*PROBLEM STATEMENT*
Reproduce all the lines below exactly and omit the images.

*PROVIDED MATERIAL*
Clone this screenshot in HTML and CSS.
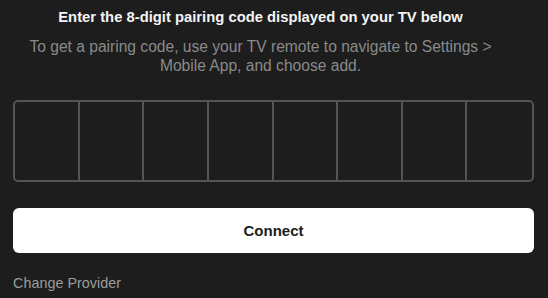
FILE: index.html
```html
<!DOCTYPE html>
<html lang="en">
<head>
<meta charset="utf-8">
<title>Pairing code</title>
<link rel="stylesheet" href="styles.css">
</head>
<body>
<main class="pair">
  <h1 class="pair-title">Enter the 8-digit pairing code displayed on your TV below</h1>
  <p class="pair-hint">To get a pairing code, use your TV remote to navigate to Settings &gt; Mobile App, and choose add.</p>
  <div class="code-grid">
    <input class="code-cell" maxlength="1" aria-label="Digit 1">
    <input class="code-cell" maxlength="1" aria-label="Digit 2">
    <input class="code-cell" maxlength="1" aria-label="Digit 3">
    <input class="code-cell" maxlength="1" aria-label="Digit 4">
    <input class="code-cell" maxlength="1" aria-label="Digit 5">
    <input class="code-cell" maxlength="1" aria-label="Digit 6">
    <input class="code-cell" maxlength="1" aria-label="Digit 7">
    <input class="code-cell" maxlength="1" aria-label="Digit 8">
  </div>
  <button class="connect-btn" type="button">Connect</button>
  <a class="change-link" href="#">Change Provider</a>
</main>
</body>
</html>
```

FILE: styles.css
```css
html, body {
  margin: 0;
  padding: 0;
  background: #1d1d1d;
}

body {
  font-family: "Liberation Sans", Arial, sans-serif;
  width: 548px;
  height: 298px;
  overflow: hidden;
}

.pair {
  display: flex;
  flex-direction: column;
  padding: 8px 14px 0 13px;
}

.pair-title {
  margin: 0 26px 0 0;
  font-size: 14.8px;
  line-height: 18px;
  font-weight: bold;
  color: #f4f4f4;
  text-align: center;
}

.pair-hint {
  margin: 11px 26px 0 0;
  font-size: 15.6px;
  line-height: 19px;
  font-weight: normal;
  color: #8a8a8a;
  text-align: center;
}

.code-grid {
  margin-top: 25px;
  display: grid;
  grid-template-columns: repeat(8, 1fr);
  height: 82px;
  box-sizing: border-box;
  border: 2px solid #545454;
  border-radius: 5px;
  overflow: hidden;
}

.code-cell {
  margin: 0;
  padding: 0;
  min-width: 0;
  border: none;
  border-right: 2px solid #545454;
  background: transparent;
  color: #ffffff;
  font-family: inherit;
  font-size: 28px;
  text-align: center;
  outline: none;
}

.code-cell:last-child {
  border-right: none;
}

.connect-btn {
  margin-top: 26px;
  height: 45px;
  border: none;
  border-radius: 6px;
  background: #ffffff;
  color: #1d1d1d;
  font-family: inherit;
  font-size: 15px;
  font-weight: bold;
  cursor: pointer;
}

.change-link {
  margin-top: 21px;
  align-self: flex-start;
  font-size: 14.4px;
  line-height: 18px;
  color: #9c9c9c;
  text-decoration: none;
}
```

*SOLUTION FOR THIS TASK*
Clone this screenshot in HTML and CSS.
FILE: index.html
```html
<!DOCTYPE html>
<html lang="en">
<head>
<meta charset="utf-8">
<title>Pairing code</title>
<link rel="stylesheet" href="styles.css">
</head>
<body>
<main class="pair">
  <h1 class="pair-title">Enter the 8-digit pairing code displayed on your TV below</h1>
  <p class="pair-hint">To get a pairing code, use your TV remote to navigate to Settings &gt; Mobile App, and choose add.</p>
  <div class="code-grid">
    <input class="code-cell" maxlength="1" aria-label="Digit 1">
    <input class="code-cell" maxlength="1" aria-label="Digit 2">
    <input class="code-cell" maxlength="1" aria-label="Digit 3">
    <input class="code-cell" maxlength="1" aria-label="Digit 4">
    <input class="code-cell" maxlength="1" aria-label="Digit 5">
    <input class="code-cell" maxlength="1" aria-label="Digit 6">
    <input class="code-cell" maxlength="1" aria-label="Digit 7">
    <input class="code-cell" maxlength="1" aria-label="Digit 8">
  </div>
  <button class="connect-btn" type="button">Connect</button>
  <a class="change-link" href="#">Change Provider</a>
</main>
</body>
</html>
```

FILE: styles.css
```css
html, body {
  margin: 0;
  padding: 0;
  background: #1d1d1d;
}

body {
  font-family: "Liberation Sans", Arial, sans-serif;
  width: 548px;
  height: 298px;
  overflow: hidden;
}

.pair {
  display: flex;
  flex-direction: column;
  padding: 8px 14px 0 13px;
}

.pair-title {
  margin: 0 26px 0 0;
  font-size: 14.8px;
  line-height: 18px;
  font-weight: bold;
  color: #f4f4f4;
  text-align: center;
}

.pair-hint {
  margin: 11px 26px 0 0;
  font-size: 15.6px;
  line-height: 19px;
  font-weight: normal;
  color: #8a8a8a;
  text-align: center;
}

.code-grid {
  margin-top: 25px;
  display: grid;
  grid-template-columns: repeat(8, 1fr);
  height: 82px;
  box-sizing: border-box;
  border: 2px solid #545454;
  border-radius: 5px;
  overflow: hidden;
}

.code-cell {
  margin: 0;
  padding: 0;
  min-width: 0;
  border: none;
  border-right: 2px solid #545454;
  background: transparent;
  color: #ffffff;
  font-family: inherit;
  font-size: 28px;
  text-align: center;
  outline: none;
}

.code-cell:last-child {
  border-right: none;
}

.connect-btn {
  margin-top: 26px;
  height: 45px;
  border: none;
  border-radius: 6px;
  background: #ffffff;
  color: #1d1d1d;
  font-family: inherit;
  font-size: 15px;
  font-weight: bold;
  cursor: pointer;
}

.change-link {
  margin-top: 21px;
  align-self: flex-start;
  font-size: 14.4px;
  line-height: 18px;
  color: #9c9c9c;
  text-decoration: none;
}
```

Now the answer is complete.